==== EXERCISE DATA
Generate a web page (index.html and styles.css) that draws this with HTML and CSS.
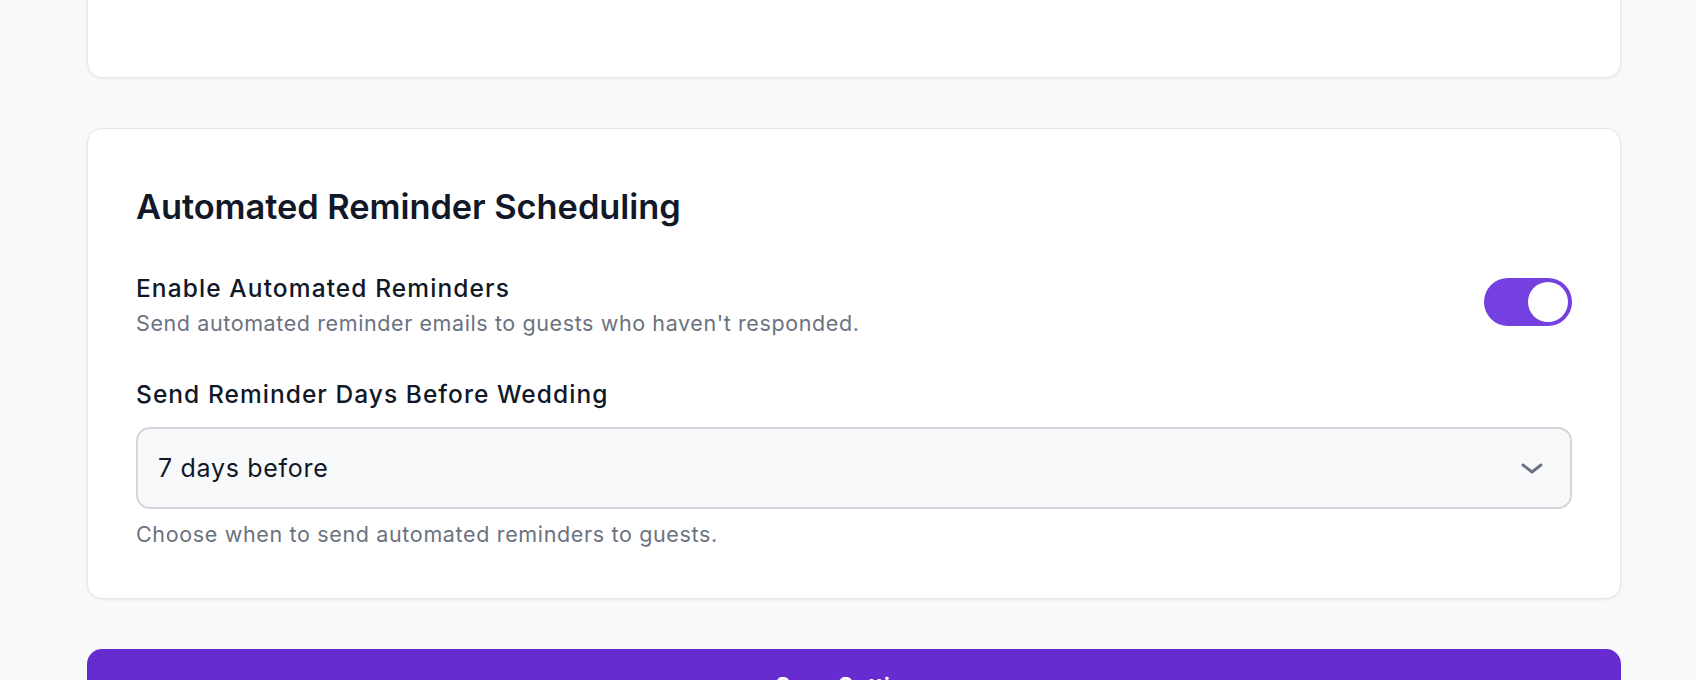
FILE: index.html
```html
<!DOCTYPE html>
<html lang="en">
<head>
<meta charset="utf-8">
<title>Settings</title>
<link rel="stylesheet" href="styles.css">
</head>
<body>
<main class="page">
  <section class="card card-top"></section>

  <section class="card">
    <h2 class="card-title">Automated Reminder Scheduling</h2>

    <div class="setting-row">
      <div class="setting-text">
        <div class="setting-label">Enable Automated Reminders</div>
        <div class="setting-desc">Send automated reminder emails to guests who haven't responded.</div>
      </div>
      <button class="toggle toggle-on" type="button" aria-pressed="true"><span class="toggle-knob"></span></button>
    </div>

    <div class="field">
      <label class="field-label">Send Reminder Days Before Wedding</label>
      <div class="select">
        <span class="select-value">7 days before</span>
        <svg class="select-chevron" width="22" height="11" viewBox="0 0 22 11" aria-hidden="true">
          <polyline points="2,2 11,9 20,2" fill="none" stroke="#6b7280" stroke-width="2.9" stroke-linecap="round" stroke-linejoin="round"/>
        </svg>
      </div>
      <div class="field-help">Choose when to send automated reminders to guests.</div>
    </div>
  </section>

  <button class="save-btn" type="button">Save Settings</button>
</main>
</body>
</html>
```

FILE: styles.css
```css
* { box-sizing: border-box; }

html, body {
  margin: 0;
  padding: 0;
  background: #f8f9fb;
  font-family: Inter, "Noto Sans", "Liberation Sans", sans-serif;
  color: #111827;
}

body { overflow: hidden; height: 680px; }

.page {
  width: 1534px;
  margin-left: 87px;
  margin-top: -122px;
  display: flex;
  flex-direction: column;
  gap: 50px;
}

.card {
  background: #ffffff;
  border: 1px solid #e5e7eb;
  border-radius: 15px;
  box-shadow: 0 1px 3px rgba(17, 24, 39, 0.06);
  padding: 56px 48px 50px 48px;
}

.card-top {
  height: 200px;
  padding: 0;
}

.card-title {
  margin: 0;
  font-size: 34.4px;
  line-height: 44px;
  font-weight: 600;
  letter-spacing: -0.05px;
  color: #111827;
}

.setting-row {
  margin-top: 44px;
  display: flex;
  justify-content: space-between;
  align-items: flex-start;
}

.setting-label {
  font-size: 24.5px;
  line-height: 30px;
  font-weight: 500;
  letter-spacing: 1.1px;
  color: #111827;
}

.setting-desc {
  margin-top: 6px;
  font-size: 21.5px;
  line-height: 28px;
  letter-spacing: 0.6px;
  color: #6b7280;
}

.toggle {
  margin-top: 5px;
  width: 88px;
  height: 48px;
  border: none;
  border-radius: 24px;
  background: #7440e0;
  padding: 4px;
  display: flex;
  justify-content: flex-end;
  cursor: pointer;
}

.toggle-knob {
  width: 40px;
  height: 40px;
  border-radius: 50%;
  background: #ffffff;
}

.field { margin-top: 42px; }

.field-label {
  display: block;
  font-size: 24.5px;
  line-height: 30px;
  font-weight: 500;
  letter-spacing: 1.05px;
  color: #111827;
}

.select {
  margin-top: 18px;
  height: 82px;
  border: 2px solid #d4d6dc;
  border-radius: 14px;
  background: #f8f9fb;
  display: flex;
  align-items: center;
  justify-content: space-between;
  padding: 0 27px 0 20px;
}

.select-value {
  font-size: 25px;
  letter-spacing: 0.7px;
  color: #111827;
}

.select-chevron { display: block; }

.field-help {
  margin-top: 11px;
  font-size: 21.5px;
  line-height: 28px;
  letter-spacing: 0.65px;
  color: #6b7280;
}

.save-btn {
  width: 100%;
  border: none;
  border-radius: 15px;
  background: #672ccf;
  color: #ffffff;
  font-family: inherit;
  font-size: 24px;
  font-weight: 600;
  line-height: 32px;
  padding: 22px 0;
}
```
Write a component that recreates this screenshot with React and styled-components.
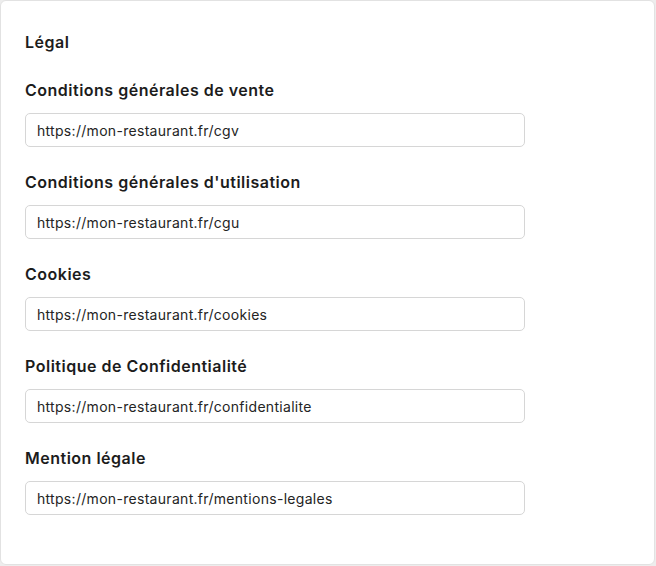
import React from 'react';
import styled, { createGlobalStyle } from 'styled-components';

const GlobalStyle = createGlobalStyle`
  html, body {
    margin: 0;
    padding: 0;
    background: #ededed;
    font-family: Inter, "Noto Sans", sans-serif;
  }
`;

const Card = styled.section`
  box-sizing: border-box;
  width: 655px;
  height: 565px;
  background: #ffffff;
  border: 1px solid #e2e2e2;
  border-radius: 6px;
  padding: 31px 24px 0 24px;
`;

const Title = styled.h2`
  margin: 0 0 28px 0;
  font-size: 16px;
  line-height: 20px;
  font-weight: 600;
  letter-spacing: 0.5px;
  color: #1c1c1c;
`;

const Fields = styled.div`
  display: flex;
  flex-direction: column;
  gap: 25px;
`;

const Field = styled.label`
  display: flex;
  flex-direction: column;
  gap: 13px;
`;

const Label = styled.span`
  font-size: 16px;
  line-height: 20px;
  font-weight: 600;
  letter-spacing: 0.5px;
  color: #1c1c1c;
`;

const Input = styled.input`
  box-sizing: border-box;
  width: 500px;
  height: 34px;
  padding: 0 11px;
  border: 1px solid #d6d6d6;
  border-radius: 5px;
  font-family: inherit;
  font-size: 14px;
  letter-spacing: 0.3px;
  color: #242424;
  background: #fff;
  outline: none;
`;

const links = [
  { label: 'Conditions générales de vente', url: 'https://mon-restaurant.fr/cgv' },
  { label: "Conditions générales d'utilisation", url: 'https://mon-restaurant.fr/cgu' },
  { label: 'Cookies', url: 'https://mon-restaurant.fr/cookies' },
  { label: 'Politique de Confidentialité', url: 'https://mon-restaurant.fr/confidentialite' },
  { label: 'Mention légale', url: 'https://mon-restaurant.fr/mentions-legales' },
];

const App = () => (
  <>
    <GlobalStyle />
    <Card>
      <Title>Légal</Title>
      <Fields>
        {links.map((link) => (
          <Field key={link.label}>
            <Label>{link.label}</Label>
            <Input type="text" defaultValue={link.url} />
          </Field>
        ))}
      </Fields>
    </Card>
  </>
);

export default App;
========
*EXERCISE REQUIREMENTS*. Reproduce the entries exactly. Do not carry over any picture.

*PROBLEM SOLUTION*.
Generate a web page (index.html and styles.css) that draws this with HTML and CSS.
FILE: index.html
```html
<!DOCTYPE html>
<html lang="en">
<head>
<meta charset="utf-8">
<title>Settings</title>
<link rel="stylesheet" href="styles.css">
</head>
<body>
<main class="page">
  <section class="card card-top"></section>

  <section class="card">
    <h2 class="card-title">Automated Reminder Scheduling</h2>

    <div class="setting-row">
      <div class="setting-text">
        <div class="setting-label">Enable Automated Reminders</div>
        <div class="setting-desc">Send automated reminder emails to guests who haven't responded.</div>
      </div>
      <button class="toggle toggle-on" type="button" aria-pressed="true"><span class="toggle-knob"></span></button>
    </div>

    <div class="field">
      <label class="field-label">Send Reminder Days Before Wedding</label>
      <div class="select">
        <span class="select-value">7 days before</span>
        <svg class="select-chevron" width="22" height="11" viewBox="0 0 22 11" aria-hidden="true">
          <polyline points="2,2 11,9 20,2" fill="none" stroke="#6b7280" stroke-width="2.9" stroke-linecap="round" stroke-linejoin="round"/>
        </svg>
      </div>
      <div class="field-help">Choose when to send automated reminders to guests.</div>
    </div>
  </section>

  <button class="save-btn" type="button">Save Settings</button>
</main>
</body>
</html>
```

FILE: styles.css
```css
* { box-sizing: border-box; }

html, body {
  margin: 0;
  padding: 0;
  background: #f8f9fb;
  font-family: Inter, "Noto Sans", "Liberation Sans", sans-serif;
  color: #111827;
}

body { overflow: hidden; height: 680px; }

.page {
  width: 1534px;
  margin-left: 87px;
  margin-top: -122px;
  display: flex;
  flex-direction: column;
  gap: 50px;
}

.card {
  background: #ffffff;
  border: 1px solid #e5e7eb;
  border-radius: 15px;
  box-shadow: 0 1px 3px rgba(17, 24, 39, 0.06);
  padding: 56px 48px 50px 48px;
}

.card-top {
  height: 200px;
  padding: 0;
}

.card-title {
  margin: 0;
  font-size: 34.4px;
  line-height: 44px;
  font-weight: 600;
  letter-spacing: -0.05px;
  color: #111827;
}

.setting-row {
  margin-top: 44px;
  display: flex;
  justify-content: space-between;
  align-items: flex-start;
}

.setting-label {
  font-size: 24.5px;
  line-height: 30px;
  font-weight: 500;
  letter-spacing: 1.1px;
  color: #111827;
}

.setting-desc {
  margin-top: 6px;
  font-size: 21.5px;
  line-height: 28px;
  letter-spacing: 0.6px;
  color: #6b7280;
}

.toggle {
  margin-top: 5px;
  width: 88px;
  height: 48px;
  border: none;
  border-radius: 24px;
  background: #7440e0;
  padding: 4px;
  display: flex;
  justify-content: flex-end;
  cursor: pointer;
}

.toggle-knob {
  width: 40px;
  height: 40px;
  border-radius: 50%;
  background: #ffffff;
}

.field { margin-top: 42px; }

.field-label {
  display: block;
  font-size: 24.5px;
  line-height: 30px;
  font-weight: 500;
  letter-spacing: 1.05px;
  color: #111827;
}

.select {
  margin-top: 18px;
  height: 82px;
  border: 2px solid #d4d6dc;
  border-radius: 14px;
  background: #f8f9fb;
  display: flex;
  align-items: center;
  justify-content: space-between;
  padding: 0 27px 0 20px;
}

.select-value {
  font-size: 25px;
  letter-spacing: 0.7px;
  color: #111827;
}

.select-chevron { display: block; }

.field-help {
  margin-top: 11px;
  font-size: 21.5px;
  line-height: 28px;
  letter-spacing: 0.65px;
  color: #6b7280;
}

.save-btn {
  width: 100%;
  border: none;
  border-radius: 15px;
  background: #672ccf;
  color: #ffffff;
  font-family: inherit;
  font-size: 24px;
  font-weight: 600;
  line-height: 32px;
  padding: 22px 0;
}
```
Write a component that recreates this screenshot with React and styled-components.
import React from 'react';
import styled, { createGlobalStyle } from 'styled-components';

const GlobalStyle = createGlobalStyle`
  html, body {
    margin: 0;
    padding: 0;
    background: #ededed;
    font-family: Inter, "Noto Sans", sans-serif;
  }
`;

const Card = styled.section`
  box-sizing: border-box;
  width: 655px;
  height: 565px;
  background: #ffffff;
  border: 1px solid #e2e2e2;
  border-radius: 6px;
  padding: 31px 24px 0 24px;
`;

const Title = styled.h2`
  margin: 0 0 28px 0;
  font-size: 16px;
  line-height: 20px;
  font-weight: 600;
  letter-spacing: 0.5px;
  color: #1c1c1c;
`;

const Fields = styled.div`
  display: flex;
  flex-direction: column;
  gap: 25px;
`;

const Field = styled.label`
  display: flex;
  flex-direction: column;
  gap: 13px;
`;

const Label = styled.span`
  font-size: 16px;
  line-height: 20px;
  font-weight: 600;
  letter-spacing: 0.5px;
  color: #1c1c1c;
`;

const Input = styled.input`
  box-sizing: border-box;
  width: 500px;
  height: 34px;
  padding: 0 11px;
  border: 1px solid #d6d6d6;
  border-radius: 5px;
  font-family: inherit;
  font-size: 14px;
  letter-spacing: 0.3px;
  color: #242424;
  background: #fff;
  outline: none;
`;

const links = [
  { label: 'Conditions générales de vente', url: 'https://mon-restaurant.fr/cgv' },
  { label: "Conditions générales d'utilisation", url: 'https://mon-restaurant.fr/cgu' },
  { label: 'Cookies', url: 'https://mon-restaurant.fr/cookies' },
  { label: 'Politique de Confidentialité', url: 'https://mon-restaurant.fr/confidentialite' },
  { label: 'Mention légale', url: 'https://mon-restaurant.fr/mentions-legales' },
];

const App = () => (
  <>
    <GlobalStyle />
    <Card>
      <Title>Légal</Title>
      <Fields>
        {links.map((link) => (
          <Field key={link.label}>
            <Label>{link.label}</Label>
            <Input type="text" defaultValue={link.url} />
          </Field>
        ))}
      </Fields>
    </Card>
  </>
);

export default App;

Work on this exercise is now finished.